BidAir Cargo and 1time have agreed to support the costs of transporting the parrots in six large travel crates to the release country.

But Grobler is now ready to take the issue to court and his attorneys have written to Daff and the Mpumalanga Tourism and Parks Board.

“They are mine, that’s for sure, but I hope we can get finished and klaar with this,” was all he would say yesterday.

Albi Modise, a spokesman for the DEA, said it couldn’t issue a Cites export permit without the parrots being officially forfeited to the state by a magistrate or judge, and only if the birds were obtained legally.

“Mr Grobler’s legal representative approached Mpumalanga Tourism and Parks Board, claiming that Mr Grobler legally imported the birds into Mozambique and that the birds were stolen in Mozambique after import.
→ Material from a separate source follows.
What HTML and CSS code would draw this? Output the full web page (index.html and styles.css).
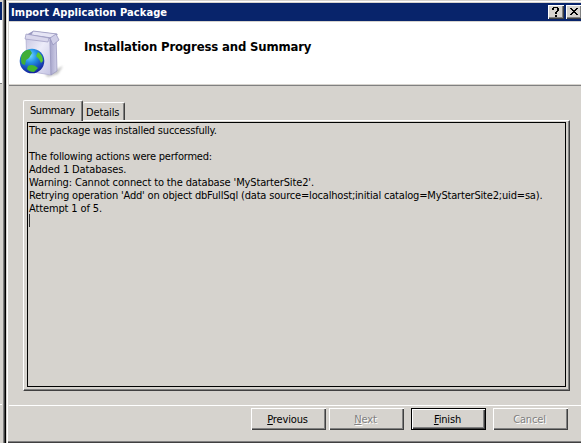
FILE: index.html
```html
<!DOCTYPE html>
<html lang="en">
<head>
<meta charset="utf-8">
<title>Import Application Package</title>
<link rel="stylesheet" href="styles.css">
</head>
<body>
<div class="desktop">
  <div class="behind"><div class="behind-title"></div><div class="behind-head"></div><div class="behind-body"></div></div>
  <main class="dialog">
    <div class="titlebar">
      <span class="caption">Import Application Package</span>
      <span class="cap-btn"><svg width="16" height="14" shape-rendering="crispEdges"><path d="M5 2h5v1H5zM4 3h2v2H4zM9 3h2v3H9zM8 6h2v1H8zM7 7h2v2H7zM7 10h2v2H7z"/></svg></span>
      <span class="cap-btn"><svg width="16" height="14" shape-rendering="crispEdges"><path d="M4 3h2v1H4zM10 3h2v1h-2zM5 4h2v1H5zM9 4h2v1H9zM6 5h4v1H6zM7 6h2v1H7zM6 7h4v1H6zM5 8h2v1H5zM9 8h2v1H9zM4 9h2v1H4zM10 9h2v1h-2z"/></svg></span>
    </div>
    <header class="header">
      <svg class="pkg" width="48" height="50" viewBox="0 0 48 50">
        <defs>
          <linearGradient id="front" x1="0" y1="0" x2="1" y2="1"><stop offset="0" stop-color="#c8c6e2"/><stop offset=".45" stop-color="#ececf9"/><stop offset="1" stop-color="#c4c3e3"/></linearGradient>
          <linearGradient id="side" x1="0" x2="1"><stop offset="0" stop-color="#a5a4ca"/><stop offset="1" stop-color="#d0cfe8"/></linearGradient>
          <radialGradient id="globe" cx=".42" cy=".28" r=".72"><stop offset="0" stop-color="#74dcff"/><stop offset=".4" stop-color="#238fe5"/><stop offset="1" stop-color="#12209c"/></radialGradient>
          <filter id="soft"><feGaussianBlur stdDeviation="1.3"/></filter>
        </defs>
        <path d="M26 45L44 36L39 44L29 47z" fill="#999" opacity=".55" filter="url(#soft)"/>
        <path d="M7 5L14 1L39 4L32 11z" fill="#9897c0"/>
        <path d="M14 1L38 4L33 8L12 5z" fill="#e6e5f5" stroke="#9a99bf" stroke-width=".8"/>
        <path d="M7 6L31 9L32 45L8 41z" fill="url(#front)" stroke="#b0afd2" stroke-width=".8"/>
        <path d="M31 10L37 5L38 41L32 45z" fill="url(#side)" stroke="#9a99c0" stroke-width=".8"/>
        <path d="M7 4L30 8L29 12L6 9z" fill="#d9d7ec" stroke="#9c9bc1" stroke-width=".7"/>
        <path d="M31 8L37 4L40 10L34 15z" fill="#cfcee7" stroke="#9291ba" stroke-width=".7"/>
        <circle cx="13" cy="31" r="12.3" fill="url(#globe)"/>
        <path d="M3 24Q7 19 11 20L13 23L10 28L7 30L6 35L3 34Q1 29 3 24z" fill="#3fae38"/>
        <path d="M9 36Q14 33 19 38L15 42Q10 42 8 39z" fill="#43b62e"/>
        <path d="M19 22Q24 25 24 31L22 33L20 29L17 26z" fill="#58c832"/>
      </svg>
      <h1>Installation Progress and Summary</h1>
    </header>
    <section class="content">
      <div class="tabs">
        <div class="tab active"><span class="t-sum">Summary</span></div>
        <div class="tab"><span class="t-det">Details</span></div>
      </div>
      <div class="panel">
        <div class="log">
          <p><span class="l1">The package was installed successfully.</span></p>
          <p>&nbsp;</p>
          <p><span class="l1">The following actions were performed:</span></p>
          <p><span class="l3">Added 1 Databases.</span></p>
          <p><span class="l3">Warning: Cannot connect to the database 'MyStarterSite2'.</span></p>
          <p><span class="l5">Retrying operation 'Add' on object dbFullSql (data source=localhost;initial catalog=MyStarterSite2;uid=sa).</span></p>
          <p><span class="l3">Attempt 1 of 5.</span></p>
          <div class="caret"></div>
        </div>
      </div>
    </section>
    <footer class="footer">
      <div class="btn"><span><u>P</u>revious</span></div>
      <div class="btn disabled"><span><u>N</u>ext</span></div>
      <div class="btn default"><span><u>F</u>inish</span></div>
      <div class="btn disabled"><span>Cancel</span></div>
    </footer>
  </main>
</div>
</body>
</html>
```
FILE: styles.css
```css
* { box-sizing: border-box; }
body { margin: 0; background: #d6d3ce; color: #000; font: 11px/13px "DejaVu Sans Condensed", "DejaVu Sans", sans-serif; font-stretch: condensed; overflow: hidden; }
.desktop { display: flex; width: 581px; height: 443px; }
.behind { width: 6px; border-right: 1px solid #000; box-shadow: inset -1px 0 #404040, inset -2px 0 #808080; padding-top: 2px; flex: none; }
.behind-title { width: 2px; height: 18px; background: #08246b; }
.behind-head { width: 2px; height: 64px; background: #fff; border-bottom: 1px solid #808080; }
.behind-body { width: 2px; height: 321px; border-bottom: 1px solid #fff; }
.dialog { flex: none; width: 575px; height: 443px; padding: 3px 0 0 3px; display: flex; flex-direction: column; box-shadow: inset 1px 1px #d6d3ce, inset 2px 2px #fff, inset 0 -1px #404040, inset 0 -2px #808080; }
.titlebar { height: 18px; background: #08246b; color: #fff; display: flex; align-items: center; padding-left: 2px; flex: none; }
.caption { flex: 1; font-weight: bold; white-space: nowrap; letter-spacing: .08px; }
.cap-btn { width: 16px; height: 14px; background: #d6d3ce; margin-right: 2px; box-shadow: inset 1px 1px #fff, inset -1px -1px #404040, inset -2px -2px #808080; flex: none; }
.cap-btn:last-child { margin-right: -1px; }
.cap-btn svg { display: block; }
.header { margin-top: 1px; height: 64px; background: #fff; border-bottom: 1px solid #808080; box-shadow: inset 0 -1px #d6d3ce; display: flex; flex: none; }
.pkg { margin: 8px 0 0 10px; flex: none; }
h1 { margin: 17px 0 0 17px; font-size: 13px; line-height: 16px; font-weight: bold; white-space: nowrap; letter-spacing: -.16px; }
.content { padding: 14px 0 0 14px; height: 305px; flex: none; }
.tabs { display: flex; align-items: flex-end; height: 20px; }
.tab { height: 18px; width: 42px; border-top: 1px solid #fff; border-right: 1px solid #404040; box-shadow: inset -1px 0 #808080; border-radius: 2px 2px 0 0; padding: 3px 0 0 3px; white-space: nowrap; letter-spacing: -.15px; }
.tab.active { width: 60px; height: 21px; margin-bottom: -1px; border-left: 1px solid #fff; background: #d6d3ce; padding: 3px 0 0 6px; z-index: 1; letter-spacing: -.45px; }
.panel { width: 547px; height: 271px; border: 1px solid #fff; border-right-color: #404040; border-bottom-color: #404040; box-shadow: inset -1px -1px #808080; padding: 1px 3px 3px 3px; }
.log { height: 265px; width: 539px; border: 1px solid #000; padding: 1px 0 0 1px; }
.log p { margin: 0; height: 13px; white-space: nowrap; }
.l1 { letter-spacing: -.2px; }
.l3 { letter-spacing: -.13px; }
.l5 { letter-spacing: -.18px; }
.caret { width: 1px; height: 13px; margin-top: -1px; background: #303030; }
.footer { margin-top: 14px; height: 26px; border-top: 1px solid #fff; padding: 2px 0 0 242px; display: flex; flex: none; }
.btn { width: 75px; height: 22px; margin-right: 3px; padding-right: 2px; letter-spacing: -.15px; box-shadow: inset 1px 1px #fff, inset -1px -1px #404040, inset -2px -2px #808080; display: flex; align-items: center; justify-content: center; }
.btn:nth-child(2), .btn:nth-child(3) { margin-right: 7px; }
.default { box-shadow: inset 0 0 0 1px #000, inset 2px 2px #fff, inset -2px -2px #404040, inset -3px -3px #808080; }
.disabled { color: #808080; text-shadow: 1px 1px #fff; }
u { text-underline-offset: 1px; }
```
It seems that Mr Grobler now wishes to take ownership.

“The case will most probably be brought before a court to make a decision on the fate of the birds,” Modise said.

But Boyes says the parrots, originally from the Democratic Republic of the Congo, are “clearly the product of a smuggling operation. There is nothing that links the birds to the trader, beyond the boxes they were carried in.”

He claimed that Sonja Meintjes, the deputy director of biodiversity enforcement at DEA, was roadblocking the process. “She almost makes it seem as if the trust obtained the parrots illegally. This doesn’t make sense – we’re not trying to sell them, we’re trying to keep them alive and get them back to the wild.”

The department noted more birds could die.

“Further delays in getting the birds exported might cause more deaths among the group of already stressed birds, but unfortunately the legal aspects of such an export have to be adhered to before the birds can be exported,” said Modise. She said it was a perception that returning confiscated animals to the wild was ideal.